We know that time-pressed Americans are too busy to do the things they'd like to do. Even if they did have the time, though, a Yankelovich survey (summarized in the company's Monitor Minute newsletter) suggests they wouldn't have the energy. Forty-three percent of men and 55 percent of women subscribed to the statement, "I often feel too tired to do the things I want to do." (And these are the people who had the energy to answer the phone and respond to the pollster's nosy questions!) The figure for women is skewed upwards by the severe energy deficit among mothers with kids under age 18 in the household: 59 percent of this cohort said they lack the energy to do what they want. To the extent that feeling energetic is a skill, it's one that many folks lack: Just 38 percent of men and 34 percent of women said they "feel skilled at maintaining a good energy level."
Amid all the change sweeping through the ad business, it's comforting to see one constant: It's still 10:10 in watch ads, as it has been since the dawn of time. Apparently 10:10 is the time that makes a watch face look best (and that best frames the brand's logo). The ad for Michele watches (above right), created under the lead of in-house art director Lola Garcia, sustains the tradition. Sure, a brand could cut through the category's clutter by setting an ad's watch to, say, 4:57. But that would be too upsetting for all concerned, and consumers would surely shun the brand.
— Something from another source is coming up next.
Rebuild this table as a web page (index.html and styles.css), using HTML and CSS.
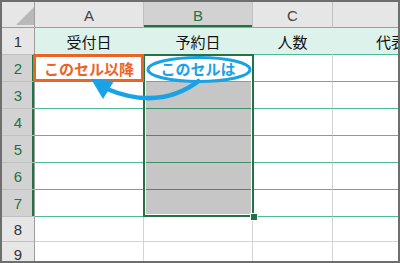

The Pope has had a rough couple of weeks since giving a speech to which many Muslims took offense—in some instances, violent offense. He can now draw solace from learning that he has a higher approval rating among Americans than most American political leaders do. In a Rasmussen Reports poll fielded as the controversy was aboil, 54 percent of respondents said they have a favorable impression of Pope Benedict XVI; 22 percent said they view him unfavorably. While 53 percent said it's important for public figures "to choose their words carefully to avoid giving offense," this doesn't void their belief in free speech: 77 percent said free speech is "more important than preventing offensive remarks."
Who says teenagers disdain the fashion sense of their elders? There's just a certain time lag involved. As a WSL Strategic Retail poll finds, many teens are glad to buy their elders' castoff clothes. Asked to list the venues where they bought back-to-school clothing this year, 27 percent of teenagers cited vintage shops/ thrift stores. That exceeds the number who reported back-to-school shopping at dollar stores (20 percent) or via catalogue (19 percent). Girls are more likely than boys to have gone vintage (33 percent vs. 21 percent). The top locations for back-to-school shopping this year were mass merchandisers (78 percent of teens) and department stores (74 percent). Specialty clothing stores were popular with girls (72 percent), but less so with boys (50 percent). Thirty-four percent of girls and 32 percent of boys bought school clothes online.